Global Warming and Tropical Cyclones of the Western North Pacific
Ma, L.-p. and Chen, L.-s. 2009. The relationship between global warming and the variation in tropical cyclone frequency over the western North Pacific. Journal of Tropical Meteorology 15: 38-44.
In conducting their own analysis, Ma and Chen used NCEP/NCAR reanalysis data to determine the SST distribution over their area of interest and to evaluate its temporal variability, while they employed TC frequency data obtained from the Joint Typhoon Warning Center, the Tropical Cyclone Year Book of the China Meteorological Administration, and the Tokyo-Typhoon Center of the Japanese Meteorological Agency to characterize TC frequency over the period 1949-2007.
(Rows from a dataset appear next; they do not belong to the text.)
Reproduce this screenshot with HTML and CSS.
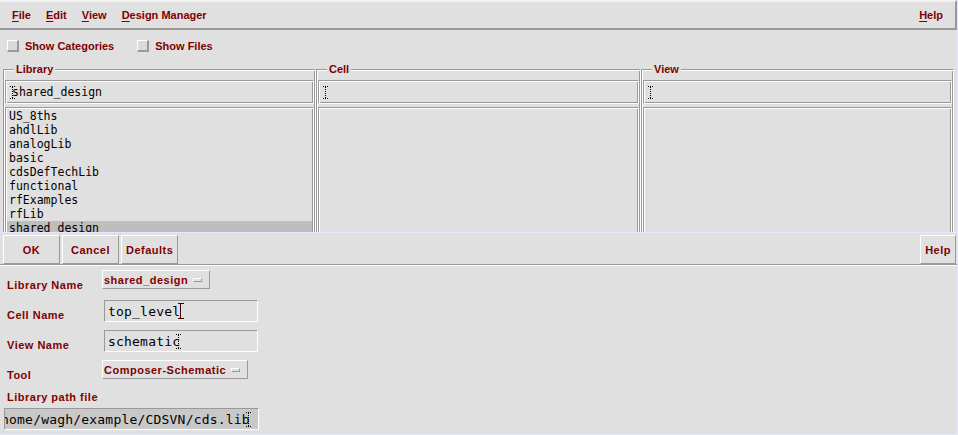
FILE: index.html
```html
<!DOCTYPE html>
<html>
  <head>
    <title>Library Manager</title>
    <link rel="stylesheet" href="styles.css">
  </head>
  <body>
    <div class="window">
      <div class="menubar">
        <span class="menu"><u>F</u>ile</span>
        <span class="menu"><u>E</u>dit</span>
        <span class="menu"><u>V</u>iew</span>
        <span class="menu"><u>D</u>esign Manager</span>
        <span class="menu menu-help"><u>H</u>elp</span>
      </div>

      <div class="browser">
        <div class="toggles">
          <label class="toggle"><span class="check"></span>Show Categories</label>
          <label class="toggle"><span class="check"></span>Show Files</label>
        </div>

        <div class="panes">
          <fieldset class="pane">
            <legend>Library</legend>
            <div class="filter">
              <svg class="ibeam" width="5" height="13" viewBox="0 0 5 13"><path d="M0 0.5h5M0 12.5h5M2.5 1v11" stroke="#000" stroke-dasharray="1 1" fill="none"/></svg>
              <span class="filter-text">shared_design</span>
            </div>
            <ul class="list">
              <li>US_8ths</li>
              <li>ahdlLib</li>
              <li>analogLib</li>
              <li>basic</li>
              <li>cdsDefTechLib</li>
              <li>functional</li>
              <li>rfExamples</li>
              <li>rfLib</li>
              <li class="selected">shared_design</li>
            </ul>
          </fieldset>

          <fieldset class="pane">
            <legend>Cell</legend>
            <div class="filter">
              <svg class="ibeam" width="5" height="13" viewBox="0 0 5 13"><path d="M0 0.5h5M0 12.5h5M2.5 1v11" stroke="#000" stroke-dasharray="1 1" fill="none"/></svg>
            </div>
            <ul class="list"></ul>
          </fieldset>

          <fieldset class="pane">
            <legend>View</legend>
            <div class="filter">
              <svg class="ibeam" width="5" height="13" viewBox="0 0 5 13"><path d="M0 0.5h5M0 12.5h5M2.5 1v11" stroke="#000" stroke-dasharray="1 1" fill="none"/></svg>
            </div>
            <ul class="list"></ul>
          </fieldset>
        </div>
      </div>

      <div class="buttons">
        <span class="button">OK</span>
        <span class="button">Cancel</span>
        <span class="button">Defaults</span>
        <span class="button button-help">Help</span>
      </div>

      <div class="form">
        <div class="field">
          <span class="field-label">Library Name</span>
          <span class="option">shared_design<span class="option-mark"></span></span>
        </div>
        <div class="field">
          <span class="field-label">Cell Name</span>
          <span class="entry">top_level<svg class="cursor" width="6" height="16" viewBox="0 0 6 16"><path d="M0 0.5h6M0 15.5h6M2.5 1v14" stroke="#3a0000" fill="none"/></svg></span>
        </div>
        <div class="field">
          <span class="field-label">View Name</span>
          <span class="entry">schematic<svg class="ibeam ibeam-over" width="5" height="15" viewBox="0 0 5 15"><path d="M0 0.5h5M0 14.5h5M2.5 1v13" stroke="#000" stroke-dasharray="1 1" fill="none"/></svg></span>
        </div>
        <div class="field">
          <span class="field-label">Tool</span>
          <span class="option">Composer-Schematic<span class="option-mark"></span></span>
        </div>
        <div class="path">
          <div class="path-label">Library path file</div>
          <div class="entry entry-path"><span class="path-text">/home/wagh/example/CDSVN/cds.lib</span><svg class="ibeam ibeam-over" width="5" height="15" viewBox="0 0 5 15"><path d="M0 0.5h5M0 14.5h5M2.5 1v13" stroke="#000" stroke-dasharray="1 1" fill="none"/></svg></div>
        </div>
      </div>
    </div>
  </body>
</html>
```

FILE: styles.css
```css
/* Whole dialog */
body {
  margin: 0;
  background-color: #e0e0e0;
  font: bold 11px "Liberation Sans", Arial, sans-serif;
  color: #800000;
}

.window {
  width: 957px;
  height: 434px;
  border-right: 1px solid #e6e6fa;
  border-bottom: 1px solid #e6e6fa;
  overflow: hidden;
}

/* Menu bar on top */
.menubar {
  display: flex;
  align-items: center;
  gap: 15px;
  height: 26px;
  padding: 0 12px;
  border-top: 2px solid #f2f2f2;
  border-bottom: 2px solid #999;
  border-right: 2px solid #999;
}

.menu u {
  text-underline-offset: 2px;
}

.menu-help {
  margin-left: auto;
}

/* Upper part with the three browsers */
.browser {
  height: 202px;
  border-bottom: 1px solid #e6e6fa;
  overflow: hidden;
}

.toggles {
  display: flex;
  align-items: center;
  gap: 23px;
  height: 31px;
  padding: 0 0 2px 7px;
}

.toggle {
  display: flex;
  align-items: center;
  gap: 6px;
}

.check {
  width: 9px;
  height: 9px;
  background-color: #dadada;
  border-style: solid;
  border-width: 1px 2px 2px 1px;
  border-color: #fff #999 #999 #fff;
}

.panes {
  display: grid;
  grid-template-columns: 313px 1fr 313px;
  padding: 0 3px;
}

/* Groove style used by the panes and their boxes */
.pane,
.filter,
.list {
  border: 1px solid;
  border-color: #999 #fff #fff #999;
  box-shadow: inset 1px 1px 0 #fff, inset -1px -1px 0 #999;
}

.pane {
  margin: 0;
  min-width: 0;
  padding: 4px 1px 0 1px;
}

.pane legend {
  margin-left: 9px;
  padding: 0 2px;
  line-height: 13px;
  background-color: #e0e0e0;
}

.filter {
  display: flex;
  align-items: center;
  height: 24px;
  box-sizing: border-box;
  padding-left: 4px;
  font: 11.5px "DejaVu Sans Mono", "Liberation Mono", monospace;
  color: #000;
}

.filter-text {
  margin-left: -3px;
}

.ibeam {
  display: block;
  flex-shrink: 0;
}

.list {
  height: 200px;
  margin: 3px 0 0 0;
  padding: 1px 1px;
  list-style: none;
  font: 11.5px/14px "DejaVu Sans Mono", "Liberation Mono", monospace;
  color: #000;
}

.list li {
  padding-left: 2px;
  white-space: nowrap;
}

.list .selected {
  background-color: #bebebe;
}

/* Button row */
.buttons {
  display: flex;
  gap: 2px;
  padding: 2px 1px 0 3px;
  border-bottom: 1px solid #999;
  letter-spacing: 0.5px;
}

.button {
  display: flex;
  align-items: center;
  justify-content: center;
  min-width: 47px;
  height: 27px;
  padding: 0 4px;
  border: 1px solid;
  border-color: #fff #999 #999 #fff;
}

.button-help {
  min-width: 0;
  margin-left: auto;
}

/* Lower form */
.form {
  border-top: 1px solid #fff;
  padding-left: 7px;
  letter-spacing: 0.5px;
}

.field {
  display: flex;
  align-items: flex-start;
  height: 30px;
}

.field-label {
  width: 95px;
  align-self: flex-end;
  margin-bottom: 4px;
  line-height: 13px;
}

.option {
  display: flex;
  align-items: center;
  gap: 5px;
  height: 17px;
  margin-top: 4px;
  padding: 0 7px 0 1px;
  border: 1px solid;
  border-color: #fff #999 #999 #fff;
}

.option-mark {
  width: 7px;
  height: 2px;
  border: 1px solid;
  border-color: #fff #999 #999 #fff;
}

.entry {
  display: flex;
  align-items: center;
  width: 149px;
  height: 20px;
  margin: 4px 0 0 2px;
  padding-left: 3px;
  border: 1px solid;
  border-color: #999 #fff #fff #999;
  font: 13px "DejaVu Sans Mono", "Liberation Mono", monospace;
  letter-spacing: 0.2px;
  color: #000;
  white-space: nowrap;
  overflow: hidden;
}

.cursor {
  display: block;
  flex-shrink: 0;
  margin-left: -2px;
}

.ibeam-over {
  margin-left: -4px;
}

.path-label {
  margin-top: 5px;
  line-height: 13px;
}

.entry-path {
  width: 252px;
  margin: 4px 0 0 -3px;
  padding-left: 1px;
  background-color: #c8c8c8;
}

.path-text {
  margin-left: -13px;
}
```
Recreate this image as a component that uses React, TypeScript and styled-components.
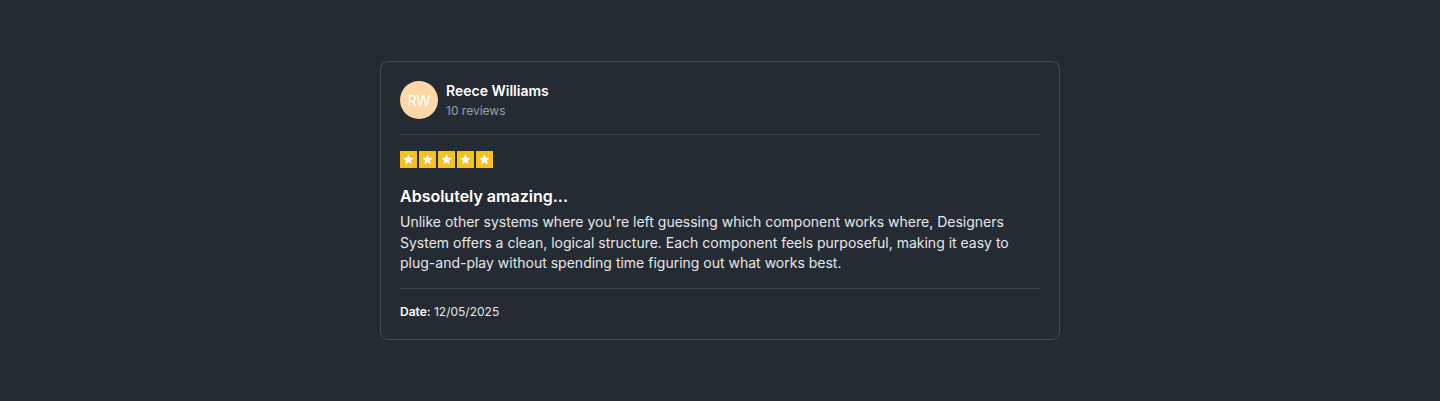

The two researchers first demonstrated that "SSTs over the WNP have been gradually increasing during the past 60 years ... with a maximum increment of 1°C around the central equatorial Pacific for the last 10 years," and that "the warm pool, which is defined to be enclosed by a critical temperature of 28°C, has expanded eastward and northward in recent years," noting further that "there has been remarkable warming in the last decade, more than 0.8°C in some local areas." Nevertheless, and in spite of this "remarkable warming," they determined that "the frequency of TC against the background of global warming has decreased with time [italics added]."
Once again, we have a situation that is just the opposite of what climate alarmists and the IPCC claim to be the case.